Other use cases for Session Tags include ideas such as using tags to indicate a specific 'outcome(s)' the particular session contributes to, rather than the activity as a whole. Similarly using the tag to indicate particular 'funders' linked to certain sessions for reporting purposes.
Creating Session Tags and Linking them to specific sessions
Session tags can be created from and linked to sessions from the Add sessions page. They can also be added to existing sessions by clicking on Edit session.
From the Add tags button in the session builder, you have the option to both create new tags or apply existing tags to the session.
Once clicked, a text field will appear. Type into this field the tag you would like to use. If the tag already exists, it will appear as a dropdown option below the field. If the tag doesn’t appear, to create a new one, once you have finished typing you need to press the “comma” or “tab” key on your keyboard.
In the above example, the content of one Puzzle session might be “jigsaw puzzles” but the next session might be “sudoku”.
A single session can be tagged against multiple different tags as well if there is different content, for example the first half of the session might be “jigsaw puzzle” and then the second half might be “sudoku”.
Reporting on Session Tags
Session tags can only be reported on using the Attendance Report.
Reports can be exported against single tags or groups of tags together.
To make reporting as effective as possible, it is important that you clearly outline what the tags are that you will be using, as one user might word something differently to another user, which can confuse things. This is spoken about further in the 'Limitations' section below.
At Upshot we have built a number of reporting templates to help users to report on their data.
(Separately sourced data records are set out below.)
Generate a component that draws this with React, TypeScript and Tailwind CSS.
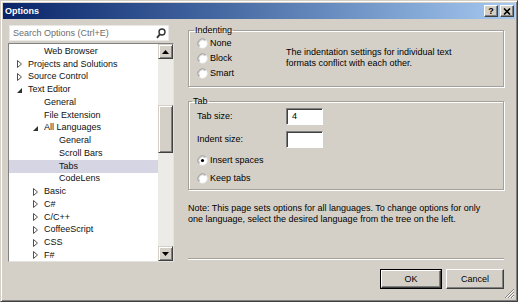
import React from "react";

type Item = { t: string; l: 1 | 2 | 3; c?: "open" | "closed"; sel?: boolean };

const items: Item[] = [
  { t: "Web Browser", l: 2 },
  { t: "Projects and Solutions", l: 1, c: "closed" },
  { t: "Source Control", l: 1, c: "closed" },
  { t: "Text Editor", l: 1, c: "open" },
  { t: "General", l: 2 },
  { t: "File Extension", l: 2 },
  { t: "All Languages", l: 2, c: "open" },
  { t: "General", l: 3 },
  { t: "Scroll Bars", l: 3 },
  { t: "Tabs", l: 3, sel: true },
  { t: "CodeLens", l: 3 },
  { t: "Basic", l: 2, c: "closed" },
  { t: "C#", l: 2, c: "closed" },
  { t: "C/C++", l: 2, c: "closed" },
  { t: "CoffeeScript", l: 2, c: "closed" },
  { t: "CSS", l: 2, c: "closed" },
  { t: "F#", l: 2, c: "closed" },
];

function Tri({ c }: { c?: "open" | "closed" }) {
  if (c === "closed")
    return (
      <svg width="6" height="8" viewBox="0 0 6 8">
        <polygon points="0.5,0.5 4.5,4 0.5,7.5" fill="#fff" stroke="#505050" strokeWidth="1" />
      </svg>
    );
  if (c === "open")
    return (
      <svg width="6" height="8" viewBox="0 0 6 8">
        <polygon points="5,2 5,7 0,7" fill="#303030" />
      </svg>
    );
  return null;
}

function Radio({ checked }: { checked?: boolean }) {
  return (
    <svg width="11" height="11" viewBox="0 0 12 12" className="shrink-0">
      <circle cx="6" cy="6" r="5" fill="#fff" />
      <path d="M2.46 9.54 A5 5 0 0 1 9.54 2.46" fill="none" stroke="#8a8a8a" strokeWidth="1" />
      <path d="M9.54 2.46 A5 5 0 0 1 2.46 9.54" fill="none" stroke="#f4f4f4" strokeWidth="1" />
      <path d="M3.17 8.83 A4 4 0 0 1 8.83 3.17" fill="none" stroke="#c8c8c8" strokeWidth="1" />
      {checked && <circle cx="6" cy="6" r="1.7" fill="#000" />}
    </svg>
  );
}

function ScrollBtn({ up }: { up?: boolean }) {
  return (
    <div className="h-[15px] w-[15px] bg-[#d4d0c8] border border-t-[#d4d0c8] border-l-[#d4d0c8] border-b-[#404040] border-r-[#404040] shadow-[inset_1px_1px_0_#fff,inset_-1px_-1px_0_#808080] flex items-center justify-center">
      <svg width="7" height="4" viewBox="0 0 7 4">
        {up ? <polygon points="0,4 7,4 3.5,0" fill="#000" /> : <polygon points="0,0 7,0 3.5,4" fill="#000" />}
      </svg>
    </div>
  );
}

const raised =
  "border border-t-white border-l-white border-b-[#404040] border-r-[#404040] shadow-[inset_-1px_-1px_0_#808080]";
const sunken =
  "bg-white border border-t-[#808080] border-l-[#808080] border-b-white border-r-white shadow-[inset_1px_1px_0_#404040]";
const etched =
  "border border-[#a4a09a] shadow-[inset_1px_1px_0_#fff,1px_1px_0_#fff]";

export default function App() {
  return (
    <div className="relative w-[518px] h-[302px] bg-[#d4d0c8] border border-t-[#d4d0c8] border-l-[#d4d0c8] border-b-[#404040] border-r-[#404040] shadow-[inset_1px_1px_0_#fff,inset_-1px_-1px_0_#808080] p-[2px] flex flex-col text-[9px] leading-[11px] text-black font-['Liberation_Sans',Arial,sans-serif] overflow-hidden">
      {/* Title bar */}
      <div className="h-[16px] bg-linear-to-r from-[#0a246a] to-[#a6caf0] flex items-center pl-[2px] pr-[1px] shrink-0">
        <span className="text-white font-bold text-[9px]">Options</span>
        <div className="ml-auto flex gap-[2px]">
          <div className={`w-[14px] h-[12px] bg-[#d4d0c8] ${raised} flex items-center justify-center font-bold text-[9px] leading-none`}>?</div>
          <div className={`w-[14px] h-[12px] bg-[#d4d0c8] ${raised} flex items-center justify-center`}>
            <svg width="8" height="7" viewBox="0 0 8 7">
              <path d="M1 0.5 L7 6.5 M7 0.5 L1 6.5" stroke="#000" strokeWidth="1.6" />
            </svg>
          </div>
        </div>
      </div>

      {/* Body */}
      <div className="flex flex-1">
        {/* Left column */}
        <div className="ml-[5px] w-[166px] flex flex-col">
          <div className="mt-[6px] ml-[1px] w-[160px] h-[16px] bg-white border border-[#ebe9e5] flex items-center pl-[3px] pr-[2px]">
            <span className="text-[#6d6d6d]">Search Options (Ctrl+E)</span>
            <svg className="ml-auto" width="10" height="11" viewBox="0 0 10 11">
              <circle cx="6" cy="4" r="3" fill="none" stroke="#333" strokeWidth="1.4" />
              <path d="M4 6.2 L1 9.8" stroke="#333" strokeWidth="1.8" />
            </svg>
          </div>
          <div className="mt-[2px] w-[166px] h-[219px] bg-white border border-t-[#828282] border-l-[#828282] border-b-[#e4e2de] border-r-[#e4e2de] flex">
            <div className="flex-1 pt-[1px] overflow-hidden">
              {items.map((it, i) => (
                <div
                  key={i}
                  className={`h-[12.75px] flex items-center text-[#111] ${it.sel ? "bg-[#d5d5e3]" : ""} ${
                    it.l === 1 ? "pl-[8px]" : it.l === 2 ? "pl-[24px]" : "pl-[39px]"
                  }`}
                >
                  <span className="w-[11px] shrink-0 flex items-center">
                    <Tri c={it.c} />
                  </span>
                  <span className="whitespace-nowrap">{it.t}</span>
                </div>
              ))}
            </div>
            <div className="w-[15px] flex flex-col bg-[#ecebe7]">
              <ScrollBtn up />
              <div className="flex-1">
                <div className={`mt-[46px] h-[48px] bg-[#d4d0c8] border border-t-[#d4d0c8] border-l-[#d4d0c8] border-b-[#404040] border-r-[#404040] shadow-[inset_1px_1px_0_#fff,inset_-1px_-1px_0_#808080]`} />
              </div>
              <ScrollBtn />
            </div>
          </div>
        </div>

        {/* Right column */}
        <div className="ml-[14px] w-[316px] flex flex-col">
          <fieldset className={`mt-[6px] h-[62px] ${etched}`}>
            <legend className="ml-[5px] px-[1px] leading-[11px]">Indenting</legend>
            <div className="flex">
              <div className="pl-[8px] w-[97px] flex flex-col">
                {["None", "Block", "Smart"].map((t) => (
                  <div key={t} className="h-[15px] flex items-center gap-[2px]">
                    <Radio />
                    <span>{t}</span>
                  </div>
                ))}
              </div>
              <div className="mt-[11px] leading-[11px]">
                The indentation settings for individual text
                <br />
                formats conflict with each other.
              </div>
            </div>
          </fieldset>

          <fieldset className={`mt-[9px] h-[94px] ${etched}`}>
            <legend className="ml-[3px] px-[1px] leading-[11px]">Tab</legend>
            <div className="pl-[8px] flex flex-col">
              <div className="h-[17px] flex items-center mt-[0.5px]">
                <span className="w-[89px]">Tab size:</span>
                <div className={`w-[37px] h-[17px] ${sunken} flex items-center pl-[5px]`}>4</div>
              </div>
              <div className="h-[17px] flex items-center mt-[6px]">
                <span className="w-[89px]">Indent size:</span>
                <div className={`w-[37px] h-[17px] ${sunken}`} />
              </div>
              <div className="h-[15px] flex items-center gap-[2px] mt-[5.5px]">
                <Radio checked />
                <span>Insert spaces</span>
              </div>
              <div className="h-[15px] flex items-center gap-[2px] mt-[3px]">
                <Radio />
                <span>Keep tabs</span>
              </div>
            </div>
          </fieldset>

          <div className="mt-[13px] leading-[11px]">
            Note: This page sets options for all languages. To change options for only
            <br />
            one language, select the desired language from the tree on the left.
          </div>

          <div className="mt-[33px] h-[2px] border-t border-[#a4a09a] border-b border-b-white" />

          <div className="mt-[9px] flex justify-end gap-[4px] pr-[0px]">
            <div className="w-[62px] h-[20px] border border-black">
              <div className={`w-full h-full bg-[#d4d0c8] ${raised} flex items-center justify-center`}>OK</div>
            </div>
            <div className={`w-[58px] h-[20px] bg-[#d4d0c8] ${raised} flex items-center justify-center`}>Cancel</div>
          </div>
        </div>
      </div>

      {/* resize grip */}
      <svg className="absolute right-[2px] bottom-[2px]" width="12" height="12" viewBox="0 0 12 12">
        <path d="M11 2 L2 11 M11 5 L5 11 M11 8 L8 11" stroke="#808080" strokeWidth="1" />
        <path d="M11 3 L3 11 M11 6 L6 11 M11 9 L9 11" stroke="#fff" strokeWidth="1" />
      </svg>
    </div>
  );
}
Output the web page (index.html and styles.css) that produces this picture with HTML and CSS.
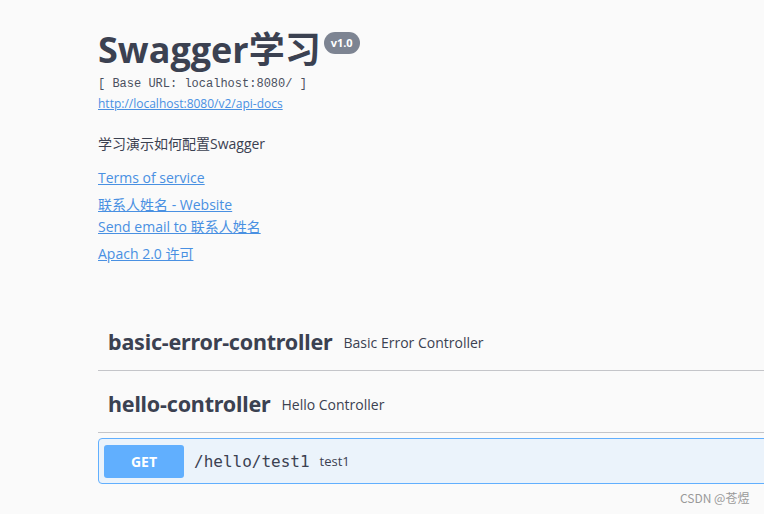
FILE: index.html
```html
<!DOCTYPE html>
<html>
<head>
<meta charset="utf-8">
<link rel="stylesheet" href="styles.css">
</head>
<body>
<div class="page">
  <div class="info">
    <div class="title-row">
      <h2 class="title">Swagger学习</h2>
      <span class="version">v1.0</span>
    </div>
    <div class="base-url">[ Base URL: localhost:8080/ ]</div>
    <a class="spec-link" href="#">http://localhost:8080/v2/api-docs</a>
    <p class="desc">学习演示如何配置Swagger</p>
    <a class="info-link tos" href="#">Terms of service</a>
    <a class="info-link" href="#">联系人姓名 - Website</a>
    <a class="info-link" href="#">Send email to 联系人姓名</a>
    <a class="info-link lic" href="#">Apach 2.0 许可</a>
  </div>
  <div class="tags">
    <div class="tag">
      <span class="tag-name">basic-error-controller</span>
      <span class="tag-desc">Basic Error Controller</span>
    </div>
    <div class="tag">
      <span class="tag-name">hello-controller</span>
      <span class="tag-desc">Hello Controller</span>
    </div>
    <div class="opblock">
      <span class="method">GET</span>
      <span class="path">/hello/test1</span>
      <span class="summary">test1</span>
    </div>
  </div>
</div>
<div class="watermark">CSDN @苍煜</div>
</body>
</html>
```

FILE: styles.css
```css
html, body {
  margin: 0;
  padding: 0;
  background: #fafafa;
  overflow: hidden;
  width: 764px;
  height: 514px;
}
body {
  font-family: "Open Sans", "Noto Sans CJK SC", sans-serif;
  color: #3b4151;
  position: relative;
}
.page {
  margin-left: 98px;
  width: 760px;
  padding-top: 26px;
}
.title-row {
  display: flex;
  align-items: flex-start;
}
.title {
  margin: 0;
  font-size: 36px;
  font-weight: 700;
  line-height: 48px;
  color: #3b4151;
  font-family: "Open Sans", "Noto Sans CJK SC", sans-serif;
}
.version {
  margin-left: 3px;
  margin-top: 6px;
  background: #7d8492;
  color: #fff;
  font-size: 11px;
  font-weight: 700;
  border-radius: 57px;
  padding: 3px 7px 4px;
  line-height: 15px;
}
.base-url {
  font-family: "Liberation Mono", monospace;
  font-size: 12px;
  color: #4a5060;
  line-height: 14px;
  margin-top: 3px;
}
.spec-link {
  display: block;
  font-size: 12px;
  color: #4990e2;
  line-height: 16px;
  margin-top: 5px;
}
.desc {
  margin: 22px 0 0;
  font-size: 14px;
  line-height: 20px;
}
.info-link {
  display: block;
  font-size: 14px;
  color: #4990e2;
  line-height: 22px;
}
.tos { margin-top: 13px; margin-bottom: 5px; }
.lic { margin-top: 5px; }
.tags {
  margin-top: 49px;
}
.tag {
  display: flex;
  align-items: center;
  height: 57px;
  box-sizing: border-box;
  padding: 10px 20px 10px 10px;
  border-bottom: 1px solid #c4c5c9;
  margin-bottom: 5px;
}
.tag-name {
  font-size: 21.5px;
  font-weight: 700;
  font-family: "Noto Sans", "Open Sans", sans-serif;
  line-height: 30px;
  letter-spacing: -0.2px;
}
.tag-desc {
  font-size: 14px;
  margin-left: 11px;
}
.opblock {
  display: flex;
  align-items: center;
  height: 46px;
  box-sizing: border-box;
  padding: 0 5px;
  border: 1px solid #61affe;
  border-radius: 4px;
  background: #ebf3fb;
}
.method {
  width: 80px;
  height: 33px;
  box-sizing: border-box;
  background: #61affe;
  color: #fff;
  font-weight: 700;
  font-size: 14px;
  border-radius: 3px;
  display: flex;
  align-items: center;
  justify-content: center;
}
.path {
  font-family: "DejaVu Sans Mono", monospace;
  font-size: 16px;
  margin-left: 10px;
}
.summary {
  font-size: 13px;
  margin-left: 10px;
}
.watermark {
  position: absolute;
  left: 680px;
  top: 489px;
  font-size: 12px;
  color: #999;
  font-family: "Noto Sans CJK SC", sans-serif;
}
```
These templates allow users to drop existing Upshot report exports into the template, refresh the report and automatically be presented with a summary of the data.
One such reporting template is for reporting on Session Tags.
By copying data from an organisation's Attendance Report export into the pre-built reporting template, organisations can report on their tags in ways such as:
- Amount of sessions, attendees and attendances in relation to specific tags
- In relation to an attendee, the specific tags they have attended and how many times
- In relation to individual sessions, the tags that have been added to them
For more information on our reporting templates and to download the template for Session Tags, please see here.
Limitations of Session Tags
Creation of Tags
As outlined it is important to have a clearly defined list of tags for your team to use, as if the same thing is being tagged slightly differently, this will affect the ability to report effectively.
A work around for this is to create a single ‘fake’ session, then create and add all the relevant tags to this one session. This means that moving forward from this whenever a staff member creates a session and starts to type in a tag, the options will appear and they can select the relevant tag from those. If the ‘fake’ session is then edited to ‘abandoned and not counted’ it won’t affect any reports. More information on abandoning sessions can be found here.
Reporting
Within Upshot, you are permitted to set up as many Activities as you want, and Activities have far more reporting capabilities than Session Tags, so it is always worth considering the value of setting up more specific activities.
As previously mentioned, session tags can only be reported on through the Attendance report, which means that any analysis of tags will need to be done off the system in the Excel export the Attendance Report produces.
Calendar
If you are making use of the calendar view, particularly if you are linking it externally on your website/social media etc, then the tag won’t appear, meaning that other people within your organisation and external people interested in the content of the sessions won’t be able to see this information.